The internet is erupting in celebration as the fifth and final season of Stranger Things draws near. This last batch of episodes is the culmination of nine years of storytelling across five seasons for one of the most popular series of all time, and Stranger Things deserves all of the hype that it gets.
Stranger Things is also the show that decidedly killed TV.
Right before our eyes, streaming has convinced us as viewers to become complicit with a type of TV that’s inconvenient, time-consuming, and non-traditional. We deserve better, and as recently as five years ago, we had it.
2018 was the year when I really started to enjoy TV because my obsession with Marvel led me to Agents of S.H.I.E.L.D., which ran for seven seasons. I joined the show during its fifth season, and would tune in weekly on Friday nights for an hour-long adventure (including commercials) with Phil Coulson (Clark Gregg) and the rest of S.H.I.E.L.D. I’d come back to school on Monday and talk about that week’s episode with my friends in anticipation of what would happen next Friday.
I spent only an hour on Fridays watching Agents, and in the event I had plans, I could easily squeeze that episode into another spot on my schedule. In the crisis that someone spoiled that week’s episode before I could watch, it wasn’t the end of the world—no one knew what would happen next week, so spoiler damage was always mitigated.
Seasons of Agents were 22 episodes long, with a break after 11 episodes for a couple of months in winter, leaving the summer months as a longer break between seasons of the show. On this schedule, a new batch of 11 episodes dropped every fall and spring, leaving virtually no lag between seasons.
Agents was a prime example of what a show has always been: a weekly schedule, short episodes, and long, healthy seasons.
Stranger Things is the antithesis of Agents.
With that in mind, though, Stranger Things surely didn’t set out to destroy television, and it surely has done some good.
When Stranger Things first premiered in 2016, it perfectly fit the Netflix model of television: a short eight-episode season with a young cast and episodes that all debuted at once. Viewers were wrapped up in weekly episodes of Game of Thrones, The Flash, or Better Call Saul, so in between our scheduled weekly viewing, we all had time for a small dose of Stranger Things.
Over its first three seasons, Stranger Things became everyone’s favorite show. If we wanted to have an untainted viewing experience of the show, we had to watch the episodes before anyone else—it was becoming an obsession, but no one was worried.

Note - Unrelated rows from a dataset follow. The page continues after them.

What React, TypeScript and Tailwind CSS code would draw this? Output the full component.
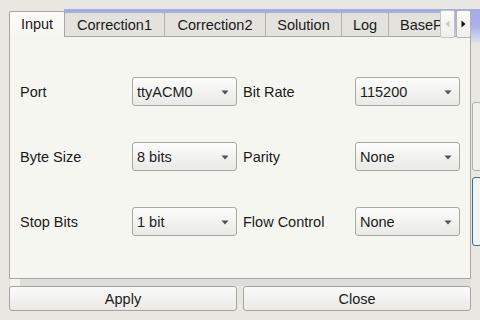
import React from "react";

function Combo({ value }: { value: string }) {
  return (
    <div className="h-[29px] flex items-center justify-between rounded-[3px] border border-[#a9a9a4] bg-gradient-to-b from-[#fcfcfb] to-[#e9e9e5] pl-[4px] pr-[7px] pt-px text-[#1c1c1c]">
      <span>{value}</span>
      <svg width="8" height="5" viewBox="0 0 8 5">
        <path d="M0.5 0.5 L7.5 0.5 L4 4.5 Z" fill="#505050" />
      </svg>
    </div>
  );
}

function Tab({ label, w, selected }: { label: string; w: string; selected?: boolean }) {
  if (selected) {
    return (
      <div
        className={`relative z-10 -mb-px h-[27px] shrink-0 flex items-center justify-center border-l border-t border-r border-[#a8a8a3] rounded-t-[2px] bg-gradient-to-b from-[#fbfbf9] to-[#f6f6f1] pb-[2px] ${w}`}
      >
        {label}
      </div>
    );
  }
  return (
    <div
      className={`-ml-px h-[25px] shrink-0 flex items-center justify-center border-l border-t border-r border-[#b2b2ad] rounded-t-[2px] bg-[#e3e2dd] pt-[1px] ${w}`}
    >
      {label}
    </div>
  );
}

export default function App() {
  return (
    <div className="relative w-[480px] h-[320px] overflow-hidden bg-[#e8e7e2] text-[14.5px] leading-none text-[#1a1a1a] font-['Liberation_Sans',Arial,sans-serif]">
      {/* background window remnants */}
      <div className="absolute left-[64px] top-[9px] w-[416px] h-[34px] bg-gradient-to-b from-[#a3abea] via-[#a9b0e6] to-[#e2e2ea]" />
      <div className="absolute left-[472px] top-[102px] w-[10px] h-[69px] rounded-[3px] border border-[#aeaeaa] bg-[#f1f1ec]" />
      <div className="absolute left-[472px] top-[177px] w-[10px] h-[69px] rounded-[3px] border border-[#2f6e9e] bg-[#f4f4ef]" />

      <div className="relative flex flex-col w-[462px] ml-[9px] pt-[10px]">
        {/* tab bar */}
        <div className="flex items-end h-[26px]">
          <div className="flex items-end w-[432px] h-[27px] overflow-hidden self-start">
            <Tab label="Input" w="w-[56px]" selected />
            <Tab label="Correction1" w="w-[101px]" />
            <Tab label="Correction2" w="w-[102px]" />
            <Tab label="Solution" w="w-[77px]" />
            <Tab label="Log" w="w-[48px]" />
            <div className="-ml-px h-[25px] shrink-0 w-[70px] flex items-center border-l border-t border-[#b2b2ad] bg-[#e3e2dd] pl-[11px] pt-[1px]">
              BaseP
            </div>
          </div>
          <div className="relative z-10 self-start flex h-[28px] gap-px">
            <div className="w-[15px] h-[28px] flex items-center justify-center rounded-[2px] border border-[#c4c4c0] bg-gradient-to-b from-[#fbfbfa] to-[#eeeeea]">
              <svg width="5" height="8" viewBox="0 0 5 8">
                <path d="M4.5 0.5 L4.5 7.5 L0.5 4 Z" fill="#c9c9c5" />
              </svg>
            </div>
            <div className="w-[15px] h-[28px] flex items-center justify-center rounded-[2px] border border-[#b4b4b0] bg-gradient-to-b from-[#fbfbfa] to-[#eeeeea]">
              <svg width="5" height="8" viewBox="0 0 5 8">
                <path d="M0.5 0.5 L0.5 7.5 L4.5 4 Z" fill="#111" />
              </svg>
            </div>
          </div>
        </div>

        {/* pane */}
        <div className="h-[243px] border border-[#a8a8a3] bg-[#f6f6f1] pt-[40px] pl-[10px]">
          <div className="grid grid-cols-[112px_105px_118px_105px] gap-y-[36px] items-center">
            <div className="pt-[2px]">Port</div>
            <Combo value="ttyACM0" />
            <div className="pl-[6px] pt-[2px]">Bit Rate</div>
            <Combo value="115200" />

            <div className="pt-[2px]">Byte Size</div>
            <Combo value="8 bits" />
            <div className="pl-[6px] pt-[2px]">Parity</div>
            <Combo value="None" />

            <div className="pt-[2px]">Stop Bits</div>
            <Combo value="1 bit" />
            <div className="pl-[6px] pt-[2px]">Flow Control</div>
            <Combo value="None" />
          </div>
        </div>

        {/* strip */}
        <div className="flex h-[7px] bg-[#dfdeda]">
          <div className="ml-px w-[10px] bg-[#f4f4ef]" />
        </div>

        {/* buttons */}
        <div className="flex gap-[6px]">
          <div className="w-[228px] h-[25px] flex items-center justify-center rounded-[3px] border border-[#a6a6a1] bg-gradient-to-b from-[#fbfbfa] to-[#e9e9e5] pt-[2px]">
            Apply
          </div>
          <div className="w-[228px] h-[25px] flex items-center justify-center rounded-[3px] border border-[#a6a6a1] bg-gradient-to-b from-[#fbfbfa] to-[#e9e9e5] pt-[2px]">
            Close
          </div>
        </div>
      </div>
    </div>
  );
}
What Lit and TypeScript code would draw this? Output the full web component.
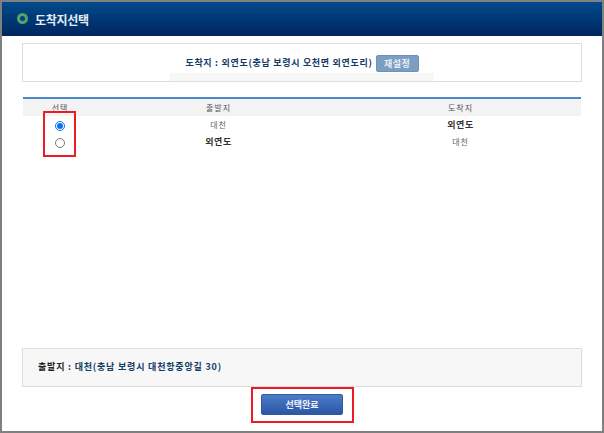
import { LitElement, html, css } from "lit";
import { customElement } from "lit/decorators.js";

@customElement("app-root")
export class AppRoot extends LitElement {
  static styles = css`
    :host {
      display: block;
      width: 604px;
      height: 433px;
      box-sizing: border-box;
      padding: 2px;
      background: #808080;
      font-family: "Noto Sans CJK KR", "Liberation Sans", sans-serif;
      overflow: hidden;
    }
    .win {
      position: relative;
      height: 429px;
      background: #fff;
      display: flex;
      flex-direction: column;
    }
    .head {
      height: 34px;
      flex: none;
      background: linear-gradient(#004a8c, #00265e);
      display: flex;
      align-items: center;
      gap: 7px;
      padding-left: 15px;
      color: #e4ecf4;
      font-size: 12px;
      font-weight: 700;
      letter-spacing: -0.3px;
    }
    .dot {
      width: 5px;
      height: 5px;
      border: 3px solid #4fa56c;
      border-radius: 50%;
      background: #0d3f78;
      margin-top: -1px;
    }
    .body {
      flex: 1;
      display: flex;
      flex-direction: column;
      padding: 7px 20px 0 20px;
    }
    .dest {
      height: 39px;
      box-sizing: border-box;
      border: 1px solid #ddd;
      display: flex;
      flex-direction: column;
      align-items: center;
    }
    .dest-row {
      height: 29px;
      display: flex;
      align-items: flex-end;
      gap: 3px;
      font-size: 9px;
      font-weight: 700;
      color: #123a66;
      line-height: 18px;
      white-space: nowrap;
      letter-spacing: 0.7px;
    }
    .dest-row span {
      height: 18px;
      margin-bottom: 1px;
    }
    .reset {
      width: 43px;
      height: 17px;
      box-sizing: border-box;
      border: 1px solid #6f93b8;
      border-radius: 2px;
      background: #7c9ec2;
      color: #e8eff6;
      font: 700 9px/15px "Noto Sans CJK KR", sans-serif;
      letter-spacing: 0.5px;
      padding: 0;
      text-align: center;
      margin-bottom: 1px;
    }
    .strip {
      width: 264px;
      height: 8px;
      background: #f7f7f7;
    }
    .tbl {
      margin: 15px 1px 0 1px;
      border-top: 2px solid #4a86c8;
      display: grid;
      grid-template-columns: 74px 243px 241px;
      font-size: 8px;
      color: #666;
      text-align: center;
      letter-spacing: 1px;
    }
    .tbl > div {
      display: flex;
      align-items: center;
      justify-content: center;
      height: 17px;
    }
    .tbl > .th {
      background: #f3f3f3;
      color: #555;
    }
    .tbl > .strong {
      font-weight: 700;
      font-size: 9px;
      color: #333;
      letter-spacing: 0.5px;
    }
    input {
      margin: 2px 0 0;
      width: 10px;
      height: 10px;
      accent-color: #0b6ff0;
    }
    .origin {
      height: 39px;
      box-sizing: border-box;
      border: 1px solid #ddd;
      background: #f7f7f7;
      display: flex;
      align-items: center;
      padding: 0 0 2px 15px;
      font-size: 9px;
      font-weight: 700;
      color: #123a66;
      white-space: nowrap;
      margin-top: auto;
      letter-spacing: 0.8px;
    }
    .origin b { color: #222; font-weight: 700; }
    .foot {
      height: 44px;
      flex: none;
      display: flex;
      justify-content: center;
      padding-top: 7px;
      box-sizing: border-box;
    }
    .done {
      width: 82px;
      height: 21px;
      box-sizing: border-box;
      border: 1px solid #2f5aa5;
      border-radius: 2px;
      background: linear-gradient(#4c7cc8, #2c56a4);
      color: #eef3fa;
      font: 700 9px/19px "Noto Sans CJK KR", sans-serif;
      padding: 0;
    }
    .mark {
      position: absolute;
      box-sizing: border-box;
      border: 2px solid #ed1c24;
    }
    .m1 { left: 41px; top: 109px; width: 33px; height: 46px; }
    .m2 { left: 249px; top: 385px; width: 103px; height: 36px; }
  `;

  render() {
    return html`
      <div class="win">
        <div class="head"><i class="dot"></i>도착지선택</div>
        <div class="body">
          <div class="dest">
            <div class="dest-row"><span>도착지 : 외연도(충남 보령시 오천면 외연도리)</span><button class="reset">재설정</button></div>
            <div class="strip"></div>
          </div>
          <div class="tbl">
            <div class="th">선택</div><div class="th">출발지</div><div class="th">도착지</div>
            <div><input type="radio" name="r" checked /></div><div>대천</div><div class="strong">외연도</div>
            <div><input type="radio" name="r" /></div><div class="strong">외연도</div><div>대천</div>
          </div>
          <div class="origin"><b>출발지</b>&nbsp;: 대천(충남 보령시 대천항중앙길 30)</div>
        </div>
        <div class="foot"><button class="done">선택완료</button></div>
        <div class="mark m1"></div>
        <div class="mark m2"></div>
      </div>
    `;
  }
}
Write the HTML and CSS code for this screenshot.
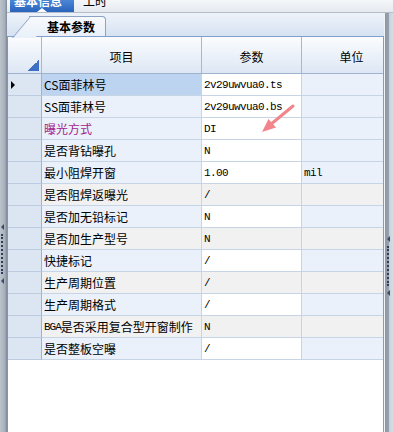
FILE: index.html
```html
<!DOCTYPE html>
<html lang="zh-CN">
<head>
    <meta charset="UTF-8">
    <title>基本参数</title>
    <link rel="stylesheet" href="styles.css">
</head>
<body>
    <div class="window">
        <div class="splitter splitter-left">
            <span class="grip-arrow"></span>
            <span class="grip-dots"></span>
            <span class="grip-arrow"></span>
        </div>

        <div class="center">
            <div class="topbar">
                <div class="top-tab active">
                    <span class="top-tab-text">基本信息</span>
                    <span class="top-tab-mark"></span>
                </div>
                <div class="top-tab">
                    <span class="top-tab-text">工时</span>
                </div>
            </div>

            <div class="workspace">
                <div class="panel">
                    <div class="tabstrip">
                        <div class="tab"><span>基本参数</span></div>
                    </div>

                    <div class="grid-view">
                        <div class="grid-row header">
                            <div class="cell corner"></div>
                            <div class="cell">项目</div>
                            <div class="cell">参数</div>
                            <div class="cell">单位</div>
                        </div>

                        <div class="grid-row odd selected">
                            <div class="cell row-head"><span class="row-pointer"></span></div>
                            <div class="cell item">CS面菲林号</div>
                            <div class="cell value">2v29uwvua0.ts</div>
                            <div class="cell unit"></div>
                        </div>
                        <div class="grid-row odd">
                            <div class="cell row-head"></div>
                            <div class="cell item">SS面菲林号</div>
                            <div class="cell value">2v29uwvua0.bs</div>
                            <div class="cell unit"></div>
                        </div>
                        <div class="grid-row odd">
                            <div class="cell row-head"></div>
                            <div class="cell item highlight">曝光方式</div>
                            <div class="cell value">DI</div>
                            <div class="cell unit"></div>
                        </div>
                        <div class="grid-row odd">
                            <div class="cell row-head"></div>
                            <div class="cell item">是否背钻曝孔</div>
                            <div class="cell value">N</div>
                            <div class="cell unit"></div>
                        </div>
                        <div class="grid-row odd">
                            <div class="cell row-head"></div>
                            <div class="cell item">最小阻焊开窗</div>
                            <div class="cell value">1.00</div>
                            <div class="cell unit">mil</div>
                        </div>
                        <div class="grid-row even">
                            <div class="cell row-head"></div>
                            <div class="cell item">是否阻焊返曝光</div>
                            <div class="cell value">/</div>
                            <div class="cell unit"></div>
                        </div>
                        <div class="grid-row odd">
                            <div class="cell row-head"></div>
                            <div class="cell item">是否加无铅标记</div>
                            <div class="cell value">N</div>
                            <div class="cell unit"></div>
                        </div>
                        <div class="grid-row even">
                            <div class="cell row-head"></div>
                            <div class="cell item">是否加生产型号</div>
                            <div class="cell value">N</div>
                            <div class="cell unit"></div>
                        </div>
                        <div class="grid-row odd">
                            <div class="cell row-head"></div>
                            <div class="cell item">快捷标记</div>
                            <div class="cell value">/</div>
                            <div class="cell unit"></div>
                        </div>
                        <div class="grid-row even">
                            <div class="cell row-head"></div>
                            <div class="cell item">生产周期位置</div>
                            <div class="cell value">/</div>
                            <div class="cell unit"></div>
                        </div>
                        <div class="grid-row odd">
                            <div class="cell row-head"></div>
                            <div class="cell item">生产周期格式</div>
                            <div class="cell value">/</div>
                            <div class="cell unit"></div>
                        </div>
                        <div class="grid-row even">
                            <div class="cell row-head"></div>
                            <div class="cell item"><span class="latin">BGA</span>是否采用复合型开窗制作</div>
                            <div class="cell value">N</div>
                            <div class="cell unit"></div>
                        </div>
                        <div class="grid-row odd">
                            <div class="cell row-head"></div>
                            <div class="cell item">是否整板空曝</div>
                            <div class="cell value">/</div>
                            <div class="cell unit"></div>
                        </div>
                    </div>
                </div>

                <div class="splitter splitter-right">
                    <span class="grip-arrow"></span>
                    <span class="grip-dots"></span>
                    <span class="grip-arrow"></span>
                </div>
            </div>
        </div>

        <!-- red annotation arrow drawn over the grid -->
        <svg class="pointer" width="393" height="432" viewBox="0 0 393 432">
            <line x1="293" y1="106" x2="270" y2="125" stroke="#f2858c" stroke-width="3" stroke-linecap="round"/>
            <polygon points="262,132 268.5,119 276,127.5" fill="#f2858c"/>
        </svg>
    </div>
</body>
</html>
```

FILE: styles.css
```css
* {
    box-sizing: border-box;
}

body {
    margin: 0;
    font-family: "Noto Sans CJK SC", "Liberation Sans", sans-serif;
    font-size: 12px;
    color: #000;
    background: #fff;
}

.window {
    position: relative;
    width: 393px;
    height: 432px;
    display: flex;
    overflow: hidden;
}

.splitter {
    display: flex;
    flex-direction: column;
    align-items: flex-start;
}

.splitter-left {
    width: 7px;
    padding: 224px 0 0 1px;
    background: linear-gradient(to right, #bcc3cc, #a6afba 70%, #7d8898);
}

.splitter-right {
    width: 9px;
    padding: 223px 0 0 2px;
    border-left: 1px solid #eef1f5;
    background: linear-gradient(to right, #8d97a5 0, #98a2af 4px, #c9d0d8 4px, #d8dde3);
}

.grip-arrow {
    width: 0;
    height: 0;
    border-top: 3px solid transparent;
    border-bottom: 3px solid transparent;
    border-right: 3px solid #3c4a66;
}

.grip-dots {
    width: 2px;
    height: 40px;
    margin: 4px 0;
    border-left: 2px dotted #2f3d5c;
}

.center {
    flex: 1;
    display: flex;
    flex-direction: column;
}

.topbar {
    height: 13px;
    display: flex;
    align-items: stretch;
    gap: 9px;
    padding-left: 3px;
    background: linear-gradient(#f4f6f9, #e6eaef);
    border-bottom: 1px solid #b3bdca;
    overflow: hidden;
}

.top-tab {
    display: flex;
    flex-direction: column;
    align-items: center;
    height: 12px;
}

.top-tab.active {
    width: 64px;
    background: linear-gradient(#4b86d6, #2a63bb);
}

.top-tab-text {
    line-height: 12px;
    margin-top: -5px;
    font-size: 12px;
}

.top-tab.active .top-tab-text {
    color: #fff;
    font-weight: bold;
    margin-right: 8px;
}

.top-tab-mark {
    margin-top: auto;
    width: 0;
    height: 0;
    border-left: 5px solid transparent;
    border-right: 5px solid transparent;
    border-bottom: 4px solid #fff;
}

.workspace {
    flex: 1;
    display: flex;
}

.panel {
    width: 377px;
    display: flex;
    flex-direction: column;
}

.tabstrip {
    height: 24px;
    display: flex;
    align-items: flex-end;
    padding-left: 22px;
    background: linear-gradient(#eef3fa, #d6e2f2);
    border-bottom: 1px solid #7f9fcf;
}

.tab {
    position: relative;
    width: 77px;
    height: 20px;
    display: flex;
    align-items: center;
    justify-content: center;
    padding-left: 8px;
    font-weight: bold;
    background: linear-gradient(#f7f9fd, #e9f0f9);
    border-top: 1px solid #8ca3c6;
    border-right: 1px solid #8ca3c6;
    border-radius: 0 4px 0 0;
}

.tab::before {
    content: "";
    position: absolute;
    left: -17px;
    top: -1px;
    width: 22px;
    height: 21px;
    background: linear-gradient(#f7f9fd, #e9f0f9);
    border-left: 1px solid #8ca3c6;
    border-top: 1px solid #8ca3c6;
    transform: skewX(-40deg);
    transform-origin: bottom left;
}

.tab span {
    position: relative;
}

.grid-view {
    flex: 1;
    background: #fff;
    border-left: 1px solid #8396b0;
    border-right: 1px solid #8a9bb2;
    overflow: hidden;
}

.grid-row {
    display: grid;
    grid-template-columns: 34px 160px 100px 100px;
    width: 394px;
    height: 22px;
}

.cell {
    display: flex;
    align-items: center;
    padding-left: 2px;
    white-space: nowrap;
    overflow: hidden;
    border-right: 1px solid #c6d4e6;
    border-bottom: 1px solid #c6d4e6;
}

.grid-row.header {
    height: 37px;
}

.header .cell {
    justify-content: center;
    padding-left: 0;
    padding-top: 3px;
    background: linear-gradient(#fbfcfe, #dde7f4);
    border-right-color: #a4b8d2;
    border-bottom-color: #9fb3cf;
}

.header .corner {
    background:
        linear-gradient(135deg, transparent 50%, #3d6fc6 50%) right 2px bottom 2px / 11px 11px no-repeat,
        linear-gradient(#fbfcfe, #dde7f4);
}

.row-head {
    background: #dce6f3;
    border-right-color: #9fb3cf;
    border-bottom-color: #bccbdf;
}

.row-pointer {
    width: 0;
    height: 0;
    margin-left: 1px;
    border-top: 4px solid transparent;
    border-bottom: 4px solid transparent;
    border-left: 4px solid #000;
}

.value {
    font-family: "Liberation Mono", "Noto Sans CJK SC", monospace;
    font-size: 11px;
    letter-spacing: -0.6px;
    background: #fff;
}

.latin {
    font-family: "Liberation Mono", monospace;
    font-size: 11px;
    letter-spacing: -1px;
}

.odd .item,
.odd .unit {
    background: #eaf1fa;
}

.even .item,
.even .unit {
    background: #f1f1f1;
}

.even .value {
    background: #f1f1f1;
}

.unit {
    font-family: "Liberation Mono", monospace;
    font-size: 11px;
    letter-spacing: -0.6px;
}

.selected .item {
    background: #bdd4f1;
}

.highlight {
    color: #a3238f;
}

.pointer {
    position: absolute;
    left: 0;
    top: 0;
    pointer-events: none;
}
```
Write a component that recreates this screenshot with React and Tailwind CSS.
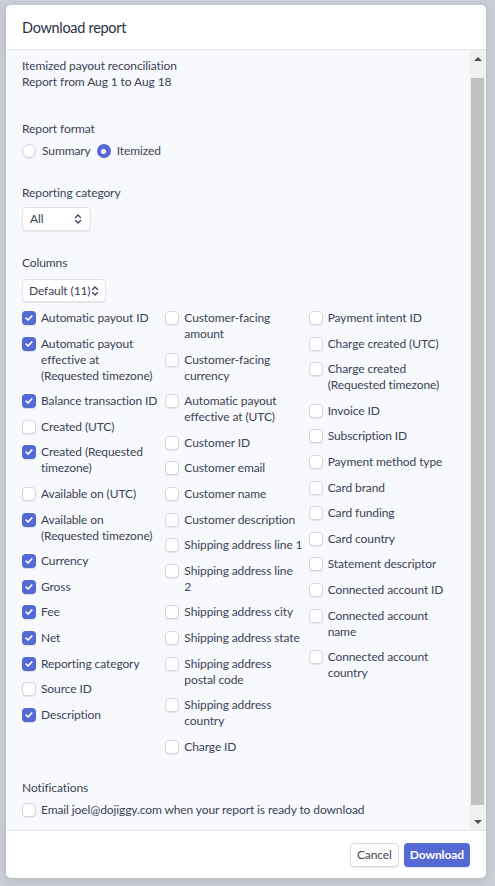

Game of Thrones had a huge finale on network TV, and mainstays like The Big Bang Theory and The Walking Dead didn’t seem to be going anywhere.
Cue the pandemic, and the disappearance of any notable new TV for around a year. Networks scrambled to film under mask mandates and social distancing while they milked any possible content that was already ready for release.
Rather than settling for whatever scraps network TV was offering, we all turned to streaming during the pandemic. With all of the extra time on our hands, we had no problem watching entire eight-episode seasons in a day or two.
The streaming powers that be were taking note of our habits, though, and they capitalized on our lapse in judgment. When Stranger Things returned for its fourth season, there were some striking differences.
Season three came out in 2019, while season four was released in 2022. Netflix took its sweet time in producing the new batch of episodes, all of which were around 80 minutes long (the final episode of the season was over two hours long). The child actors had all noticeably aged, and our memories struggled to remember the plot that we’d last visited three years ago.
Even with the pandemic past, when Netflix pushed out seven of the nine episodes at once, half of Twitter and everyone’s mother had already watched all of the episodes overnight. If you didn’t have the time to spare 9 hours straight watching TV, then the odds were someone was going to tell you what happened in the cliffhanger of episode seven.
The buzz of Stranger Things would last for the following month or two, and then radio silence from fans and Netflix alike as people waited another three years for the final season to release.
This isn’t what TV was ever meant to be. With the model that Netflix has normalized, we as viewers feel pressured to watch something that should be a leisure activity. After we spend countless hours feeling the short rush of excitement that a single arc of episodes brings, we wait for years between seasons.
There are exceptions to the new normal: Think of TikTok’s weekly obsession with The Summer I Turned Pretty, or how The Last of Us brought weekly discourse from video game and TV fans alike. Still, streaming has killed the idea of long-form seasons, and shows feel free to take as long as they want in between new seasons.
Agents of S.H.I.E.L.D. wouldn’t survive in today’s TV landscape because TV has evolved into a completely different beast. Streaming has brainwashed us all into a cycle of binging, spoiling, waiting, and repeating. TV is dead, and by giving in to streaming, we’re the ones who killed it.